Generalized Drude Scattering rate from the memory function formalism: an independent verification of the Sharapov-Carbotte result

TL;DR

This paper extends the memory function formalism to include a gap in the electron density of states and compares the generalized Drude scattering rate with previous results, confirming agreement at finite frequencies but revealing discrepancies in the dc limit.

Contribution

It introduces a generalized formalism for GDS that accounts for a gap in the density of states and provides an independent verification of the Sharapov-Carbotte results.

Findings

Good agreement with SC at finite frequencies

Discrepancies in the dc scattering rate due to different assumptions

Memory function approach does not assume high frequency limit

Abstract

An explicit perturbative computation of the Mori's memory function was performed by G\"otze and W\"olfle (GW) to calculate Generalized Drude scattering (GDS) rate for the case of electron-impurity and electron-phonon scattering in metals by assuming constant electronic density of states at the Fermi energy. In the present investigation, we go beyond this assumption and extend the GW formalism to the case in which there is a gap around the Fermi surface in electron density of states.

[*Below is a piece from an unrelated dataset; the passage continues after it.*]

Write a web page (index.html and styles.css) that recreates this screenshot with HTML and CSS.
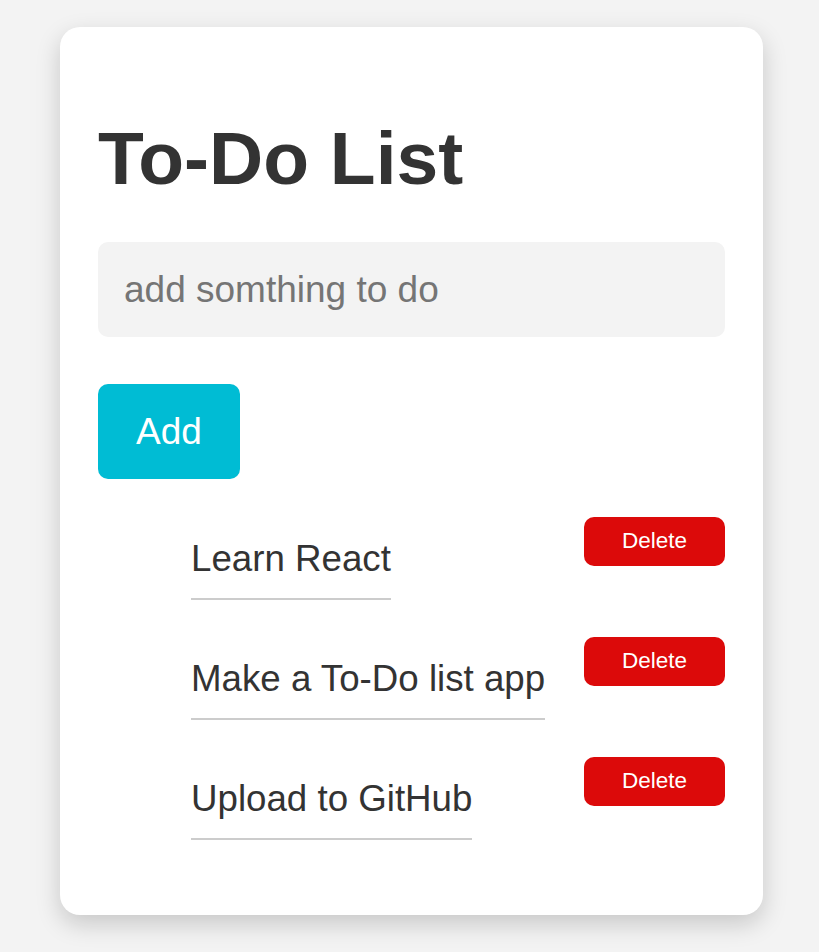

The resulting GDS is compared with a recent one by Sharapov and Carbotte (SC) obtained through a different route. We find good agreement between the two at finite frequencies. However, we find discrepancies in the dc scattering rate. These are due to a crucial assumption made in SC namely $\omega >> \vert \Sigma(\epsilon+\omega) - \Sigma^{*}(\epsilon)\vert$. No such high frequency assumption is made in the memory function based technique.